##### Data segment

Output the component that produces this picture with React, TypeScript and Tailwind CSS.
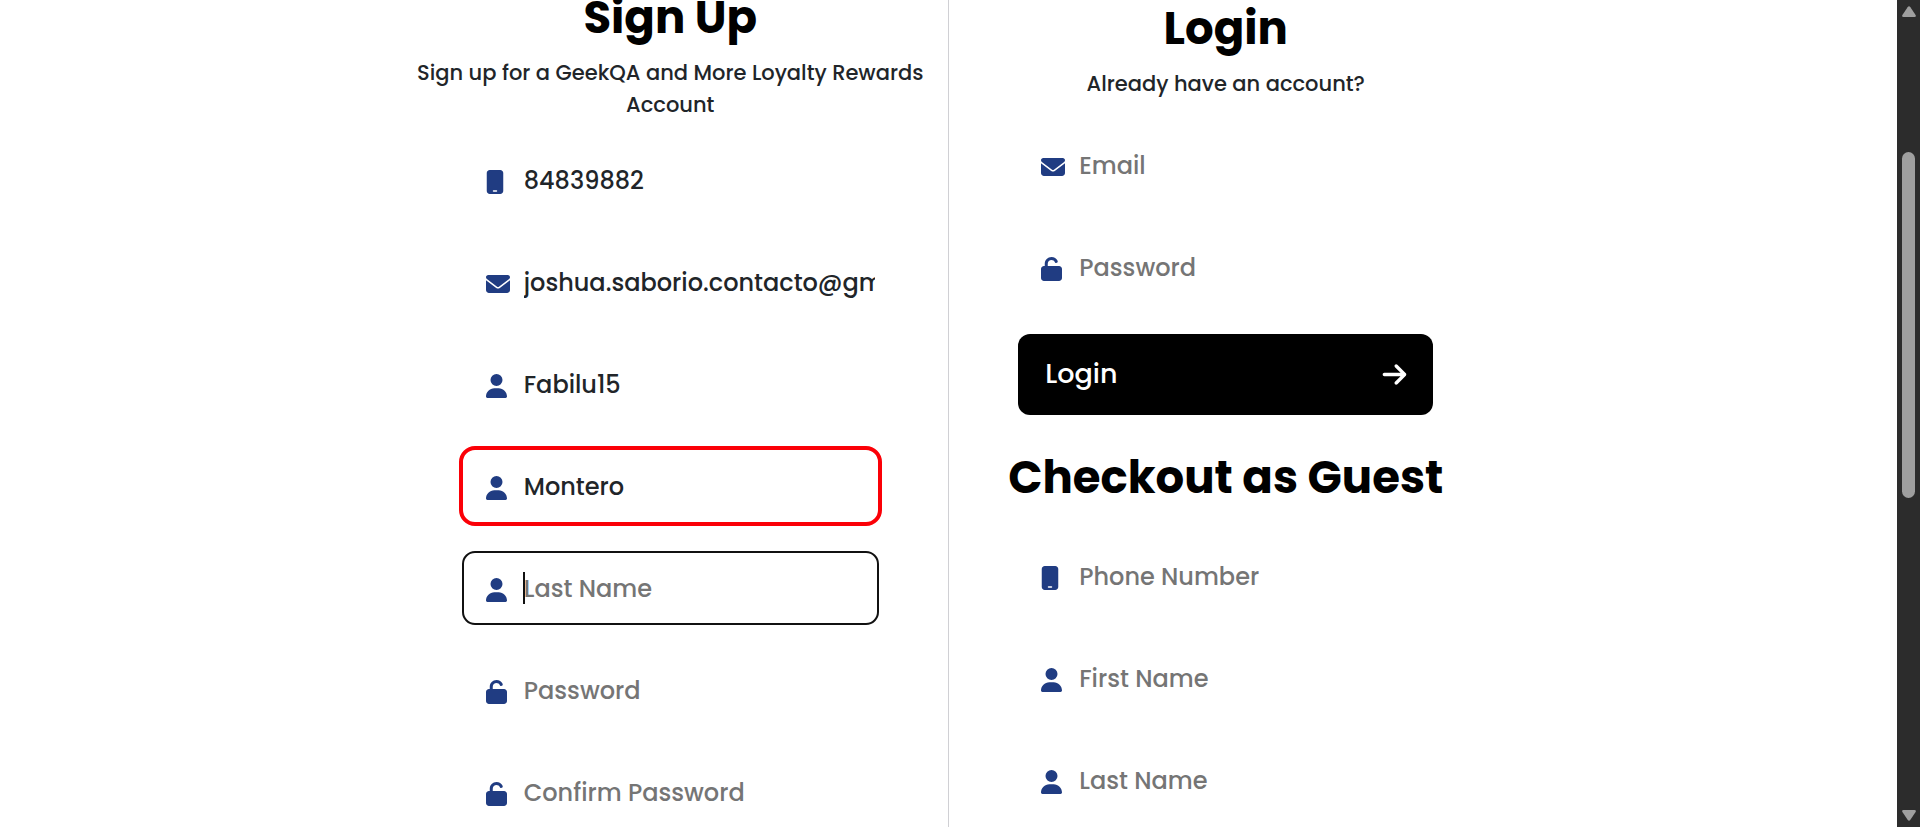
import type { ReactNode } from "react";
import {
  FaArrowRight,
  FaEnvelope,
  FaMobile,
  FaUnlock,
  FaUser,
} from "react-icons/fa6";

type FieldProps = {
  id: string;
  label: string;
  icon: ReactNode;
  type?: string;
  value?: string;
  state?: "idle" | "error" | "active";
};

const outlines = {
  idle: "",
  error: "outline-4 outline-[#fb0007]",
  active: "outline-2 -outline-offset-1 outline-[#111111]",
};

function Field({
  id,
  label,
  icon,
  type = "text",
  value,
  state = "idle",
}: FieldProps) {
  return (
    <div
      className={`relative flex h-[72px] w-full items-center rounded-xl pr-[3px] pl-[23px] ${outlines[state]}`}
    >
      <label htmlFor={id} className="w-[38px] shrink-0 pt-1 text-2xl text-[#203c82]">
        {icon}
      </label>
      {state === "active" && (
        <span className="absolute left-[60px] h-8 w-0.5 bg-[#111111]" />
      )}
      <input
        id={id}
        type={type}
        aria-label={label}
        placeholder={label}
        defaultValue={value}
        className="h-10 min-w-0 flex-1 bg-transparent text-2xl font-medium text-[#212529] outline-none placeholder:text-[#757575]"
      />
    </div>
  );
}

function Heading({ children }: { children: ReactNode }) {
  return (
    <h2 className="text-center text-[45px] leading-[58px] font-bold whitespace-nowrap text-black">
      {children}
    </h2>
  );
}

function Subtitle({ children }: { children: ReactNode }) {
  return (
    <p className="mt-2.5 text-center text-[21px] leading-8 font-medium text-[#212529]">
      {children}
    </p>
  );
}

function Scrollbar() {
  return (
    <div
      aria-hidden="true"
      className="flex w-[23px] shrink-0 flex-col items-center justify-between bg-[#2c2c2c] py-1.5"
    >
      <svg viewBox="0 0 14 11" className="h-[11px] w-3.5 fill-[#9f9f9f]">
        <path d="M5.6 1.2Q7-.6 8.4 1.2L13.6 9Q14.4 11 12.6 11H1.4Q-.4 11 .4 9Z" />
      </svg>
      <div className="flex w-full flex-1 flex-col items-center">
        <div className="basis-[17%]" />
        <div className="w-[13px] basis-[346px] rounded-full bg-[#9f9f9f]" />
      </div>
      <svg viewBox="0 0 14 11" className="h-[11px] w-3.5 fill-[#9f9f9f]">
        <path d="M5.6 9.8Q7 11.6 8.4 9.8L13.6 2Q14.4 0 12.6 0H1.4Q-.4 0 .4 2Z" />
      </svg>
    </div>
  );
}

export default function App() {
  return (
    <div className="flex h-screen overflow-hidden bg-white font-[Poppins,Inter,sans-serif]">
      <main className="min-w-0 flex-1 pr-px">
        <div className="mx-auto flex max-w-[1110px]">
          <section className="flex-1 border-r border-[#d0d0d4] px-4">
            <div className="-mt-[11px]">
              <Heading>Sign Up</Heading>
              <Subtitle>
                Sign up for a GeekQA and More Loyalty Rewards Account
              </Subtitle>
            </div>
            <form className="mx-auto mt-[23px] flex max-w-[415px] flex-col gap-[30px] pb-12">
              <Field id="su-phone" label="Phone Number" icon={<FaMobile className="w-[18px]" />} value="84839882" />
              <Field
                id="su-email"
                label="Email"
                icon={<FaEnvelope />}
                value="joshua.saborio.contacto@gmail.com"
              />
              <Field id="su-user" label="Username" icon={<FaUser className="w-[21px]" />} value="Fabilu15" />
              <Field
                id="su-first"
                label="First Name"
                icon={<FaUser className="w-[21px]" />}
                value="Montero"
                state="error"
              />
              <Field id="su-last" label="Last Name" icon={<FaUser className="w-[21px]" />} state="active" />
              <Field id="su-pass" label="Password" icon={<FaUnlock className="w-[21px]" />} type="password" />
              <Field
                id="su-confirm"
                label="Confirm Password"
                icon={<FaUnlock className="w-[21px]" />}
                type="password"
              />
            </form>
          </section>
          <section className="flex-1 px-4">
            <Heading>Login</Heading>
            <Subtitle>Already have an account?</Subtitle>
            <form className="mx-auto mt-[29px] flex max-w-[415px] flex-col">
              <div className="flex flex-col gap-[30px]">
                <Field id="li-email" label="Email" icon={<FaEnvelope />} />
                <Field id="li-pass" label="Password" icon={<FaUnlock className="w-[21px]" />} type="password" />
              </div>
              <button
                type="button"
                className="mt-[31px] flex h-[81px] items-center justify-between rounded-xl bg-black pr-[25px] pl-[27px] text-[27px] font-medium text-white"
              >
                Login
                <FaArrowRight />
              </button>
            </form>
            <div className="mt-[34px]">
              <Heading>Checkout as Guest</Heading>
            </div>
            <form className="mx-auto mt-[33px] flex max-w-[415px] flex-col gap-[30px]">
              <Field id="gu-phone" label="Phone Number" icon={<FaMobile className="w-[18px]" />} />
              <Field id="gu-first" label="First Name" icon={<FaUser className="w-[21px]" />} />
              <Field id="gu-last" label="Last Name" icon={<FaUser className="w-[21px]" />} />
            </form>
          </section>
        </div>
      </main>
      <Scrollbar />
    </div>
  );
}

##########

To do ▸
Every line above should be repeated exactly; pictures stay out of the copy.

Task result ▸
Output the component that produces this picture with React, TypeScript and Tailwind CSS.
import type { ReactNode } from "react";
import {
  FaArrowRight,
  FaEnvelope,
  FaMobile,
  FaUnlock,
  FaUser,
} from "react-icons/fa6";

type FieldProps = {
  id: string;
  label: string;
  icon: ReactNode;
  type?: string;
  value?: string;
  state?: "idle" | "error" | "active";
};

const outlines = {
  idle: "",
  error: "outline-4 outline-[#fb0007]",
  active: "outline-2 -outline-offset-1 outline-[#111111]",
};

function Field({
  id,
  label,
  icon,
  type = "text",
  value,
  state = "idle",
}: FieldProps) {
  return (
    <div
      className={`relative flex h-[72px] w-full items-center rounded-xl pr-[3px] pl-[23px] ${outlines[state]}`}
    >
      <label htmlFor={id} className="w-[38px] shrink-0 pt-1 text-2xl text-[#203c82]">
        {icon}
      </label>
      {state === "active" && (
        <span className="absolute left-[60px] h-8 w-0.5 bg-[#111111]" />
      )}
      <input
        id={id}
        type={type}
        aria-label={label}
        placeholder={label}
        defaultValue={value}
        className="h-10 min-w-0 flex-1 bg-transparent text-2xl font-medium text-[#212529] outline-none placeholder:text-[#757575]"
      />
    </div>
  );
}

function Heading({ children }: { children: ReactNode }) {
  return (
    <h2 className="text-center text-[45px] leading-[58px] font-bold whitespace-nowrap text-black">
      {children}
    </h2>
  );
}

function Subtitle({ children }: { children: ReactNode }) {
  return (
    <p className="mt-2.5 text-center text-[21px] leading-8 font-medium text-[#212529]">
      {children}
    </p>
  );
}

function Scrollbar() {
  return (
    <div
      aria-hidden="true"
      className="flex w-[23px] shrink-0 flex-col items-center justify-between bg-[#2c2c2c] py-1.5"
    >
      <svg viewBox="0 0 14 11" className="h-[11px] w-3.5 fill-[#9f9f9f]">
        <path d="M5.6 1.2Q7-.6 8.4 1.2L13.6 9Q14.4 11 12.6 11H1.4Q-.4 11 .4 9Z" />
      </svg>
      <div className="flex w-full flex-1 flex-col items-center">
        <div className="basis-[17%]" />
        <div className="w-[13px] basis-[346px] rounded-full bg-[#9f9f9f]" />
      </div>
      <svg viewBox="0 0 14 11" className="h-[11px] w-3.5 fill-[#9f9f9f]">
        <path d="M5.6 9.8Q7 11.6 8.4 9.8L13.6 2Q14.4 0 12.6 0H1.4Q-.4 0 .4 2Z" />
      </svg>
    </div>
  );
}

export default function App() {
  return (
    <div className="flex h-screen overflow-hidden bg-white font-[Poppins,Inter,sans-serif]">
      <main className="min-w-0 flex-1 pr-px">
        <div className="mx-auto flex max-w-[1110px]">
          <section className="flex-1 border-r border-[#d0d0d4] px-4">
            <div className="-mt-[11px]">
              <Heading>Sign Up</Heading>
              <Subtitle>
                Sign up for a GeekQA and More Loyalty Rewards Account
              </Subtitle>
            </div>
            <form className="mx-auto mt-[23px] flex max-w-[415px] flex-col gap-[30px] pb-12">
              <Field id="su-phone" label="Phone Number" icon={<FaMobile className="w-[18px]" />} value="84839882" />
              <Field
                id="su-email"
                label="Email"
                icon={<FaEnvelope />}
                value="joshua.saborio.contacto@gmail.com"
              />
              <Field id="su-user" label="Username" icon={<FaUser className="w-[21px]" />} value="Fabilu15" />
              <Field
                id="su-first"
                label="First Name"
                icon={<FaUser className="w-[21px]" />}
                value="Montero"
                state="error"
              />
              <Field id="su-last" label="Last Name" icon={<FaUser className="w-[21px]" />} state="active" />
              <Field id="su-pass" label="Password" icon={<FaUnlock className="w-[21px]" />} type="password" />
              <Field
                id="su-confirm"
                label="Confirm Password"
                icon={<FaUnlock className="w-[21px]" />}
                type="password"
              />
            </form>
          </section>
          <section className="flex-1 px-4">
            <Heading>Login</Heading>
            <Subtitle>Already have an account?</Subtitle>
            <form className="mx-auto mt-[29px] flex max-w-[415px] flex-col">
              <div className="flex flex-col gap-[30px]">
                <Field id="li-email" label="Email" icon={<FaEnvelope />} />
                <Field id="li-pass" label="Password" icon={<FaUnlock className="w-[21px]" />} type="password" />
              </div>
              <button
                type="button"
                className="mt-[31px] flex h-[81px] items-center justify-between rounded-xl bg-black pr-[25px] pl-[27px] text-[27px] font-medium text-white"
              >
                Login
                <FaArrowRight />
              </button>
            </form>
            <div className="mt-[34px]">
              <Heading>Checkout as Guest</Heading>
            </div>
            <form className="mx-auto mt-[33px] flex max-w-[415px] flex-col gap-[30px]">
              <Field id="gu-phone" label="Phone Number" icon={<FaMobile className="w-[18px]" />} />
              <Field id="gu-first" label="First Name" icon={<FaUser className="w-[21px]" />} />
              <Field id="gu-last" label="Last Name" icon={<FaUser className="w-[21px]" />} />
            </form>
          </section>
        </div>
      </main>
      <Scrollbar />
    </div>
  );
}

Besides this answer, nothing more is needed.